Shipments of port wine from the quintas, or wine estates, of the Douro Valley to the city of Oporto began in the 17th Century. The wine was taken from the dry growing regions to the cool and damp lodges alongside the port to age. Porto’s Gaia district, a walk across the river from Ribeiro, is home to a number of centuries-old port lodges, each offering visits and tastings. Taylor’s, founded in 1692, is one of the oldest and its hillside property, set in beautiful rose gardens with roaming peacocks, has an excellent self-guided educational facility, where the process of making the fortified wine is explained. The cool lodge and gardens are a welcome respite on hot days. The €12 admission includes a tasting of three ports. Tip: the 2011 vintage is considered the best in two decades. 


Sleep in an 18th century Baroque palace at the Pestana Palácio do Freixo, a national monument that was expensively restored and transformed into a five-star hotel in 2009. About ten minutes from the centre of Porto by taxi and situated on the banks of the Douro River, the Versailles-like palace is as much a resort as a grand hotel, with beautiful formal gardens and pool (and a sexy sun deck) on the river, indoor heated pool, spa, gilded public rooms and dining under frescoed ceilings. The contemporary guestrooms are housed in a renovated flourmill adjoining.

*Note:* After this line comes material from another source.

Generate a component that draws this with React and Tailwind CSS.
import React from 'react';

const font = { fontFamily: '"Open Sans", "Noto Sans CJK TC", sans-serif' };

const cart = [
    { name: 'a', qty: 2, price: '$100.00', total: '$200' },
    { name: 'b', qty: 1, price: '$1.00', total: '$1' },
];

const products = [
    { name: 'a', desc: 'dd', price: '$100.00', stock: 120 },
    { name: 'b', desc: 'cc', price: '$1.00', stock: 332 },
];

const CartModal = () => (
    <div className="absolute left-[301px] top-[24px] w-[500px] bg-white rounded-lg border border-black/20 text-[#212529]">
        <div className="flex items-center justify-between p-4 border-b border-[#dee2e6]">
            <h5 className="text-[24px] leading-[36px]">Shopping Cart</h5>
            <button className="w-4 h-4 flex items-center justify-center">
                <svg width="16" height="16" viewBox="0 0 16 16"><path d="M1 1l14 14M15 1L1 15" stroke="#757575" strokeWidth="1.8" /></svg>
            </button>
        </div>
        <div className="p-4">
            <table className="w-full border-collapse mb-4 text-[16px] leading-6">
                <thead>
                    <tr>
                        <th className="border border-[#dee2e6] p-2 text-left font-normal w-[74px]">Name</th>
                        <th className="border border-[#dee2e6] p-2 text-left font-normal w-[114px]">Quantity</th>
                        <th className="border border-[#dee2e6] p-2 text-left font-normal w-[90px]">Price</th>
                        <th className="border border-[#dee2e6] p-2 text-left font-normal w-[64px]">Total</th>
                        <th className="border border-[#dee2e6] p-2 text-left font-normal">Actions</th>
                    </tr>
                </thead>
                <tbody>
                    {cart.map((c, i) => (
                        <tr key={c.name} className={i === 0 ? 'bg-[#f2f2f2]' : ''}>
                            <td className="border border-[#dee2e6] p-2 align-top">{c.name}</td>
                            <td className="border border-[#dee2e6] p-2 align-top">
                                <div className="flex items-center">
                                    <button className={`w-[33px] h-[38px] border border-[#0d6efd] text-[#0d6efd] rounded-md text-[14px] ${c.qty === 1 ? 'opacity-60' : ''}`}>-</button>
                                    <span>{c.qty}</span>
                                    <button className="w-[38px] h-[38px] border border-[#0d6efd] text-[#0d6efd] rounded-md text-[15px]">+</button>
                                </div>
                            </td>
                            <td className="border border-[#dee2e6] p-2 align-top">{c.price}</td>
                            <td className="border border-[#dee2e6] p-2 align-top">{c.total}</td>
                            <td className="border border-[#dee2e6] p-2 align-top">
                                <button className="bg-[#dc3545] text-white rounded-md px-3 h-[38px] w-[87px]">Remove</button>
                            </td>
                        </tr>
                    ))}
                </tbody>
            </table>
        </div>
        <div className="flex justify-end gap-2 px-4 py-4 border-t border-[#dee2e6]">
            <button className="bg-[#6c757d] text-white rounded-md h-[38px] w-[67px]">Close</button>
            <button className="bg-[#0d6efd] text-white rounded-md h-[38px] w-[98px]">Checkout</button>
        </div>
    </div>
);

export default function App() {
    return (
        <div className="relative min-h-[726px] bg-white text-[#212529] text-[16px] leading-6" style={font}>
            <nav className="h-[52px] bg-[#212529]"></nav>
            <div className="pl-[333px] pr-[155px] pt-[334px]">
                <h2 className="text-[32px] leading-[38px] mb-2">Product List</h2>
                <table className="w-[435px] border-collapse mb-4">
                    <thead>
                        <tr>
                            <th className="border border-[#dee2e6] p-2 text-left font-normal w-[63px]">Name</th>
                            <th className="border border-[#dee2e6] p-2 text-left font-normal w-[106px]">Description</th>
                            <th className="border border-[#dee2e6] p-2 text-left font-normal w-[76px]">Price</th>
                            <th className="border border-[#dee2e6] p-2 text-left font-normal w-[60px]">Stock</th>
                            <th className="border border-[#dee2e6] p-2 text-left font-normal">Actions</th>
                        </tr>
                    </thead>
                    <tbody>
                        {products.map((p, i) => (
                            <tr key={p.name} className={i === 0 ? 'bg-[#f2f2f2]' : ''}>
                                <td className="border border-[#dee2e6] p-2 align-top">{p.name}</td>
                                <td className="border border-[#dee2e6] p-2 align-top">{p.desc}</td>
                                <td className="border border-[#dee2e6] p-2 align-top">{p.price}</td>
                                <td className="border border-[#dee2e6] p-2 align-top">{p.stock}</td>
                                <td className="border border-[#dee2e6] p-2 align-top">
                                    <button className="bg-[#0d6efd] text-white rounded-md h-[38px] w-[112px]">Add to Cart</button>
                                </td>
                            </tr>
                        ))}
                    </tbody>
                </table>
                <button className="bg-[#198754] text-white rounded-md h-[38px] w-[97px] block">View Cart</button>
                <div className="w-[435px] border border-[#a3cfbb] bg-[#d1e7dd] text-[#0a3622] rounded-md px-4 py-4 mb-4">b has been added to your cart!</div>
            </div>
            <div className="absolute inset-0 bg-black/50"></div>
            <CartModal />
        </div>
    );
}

The Intercontinental Palacio dos Cardosas occupies the best location, hands down, in the city – right on the main square, walking distance from everything of interest including the riverfront, with views of the ornate Town Hall. Originally a monastery, the handsome building has plush chandelier-hung interiors, a wellness centre, and exceptionally well-appointed rooms with large marble bathrooms.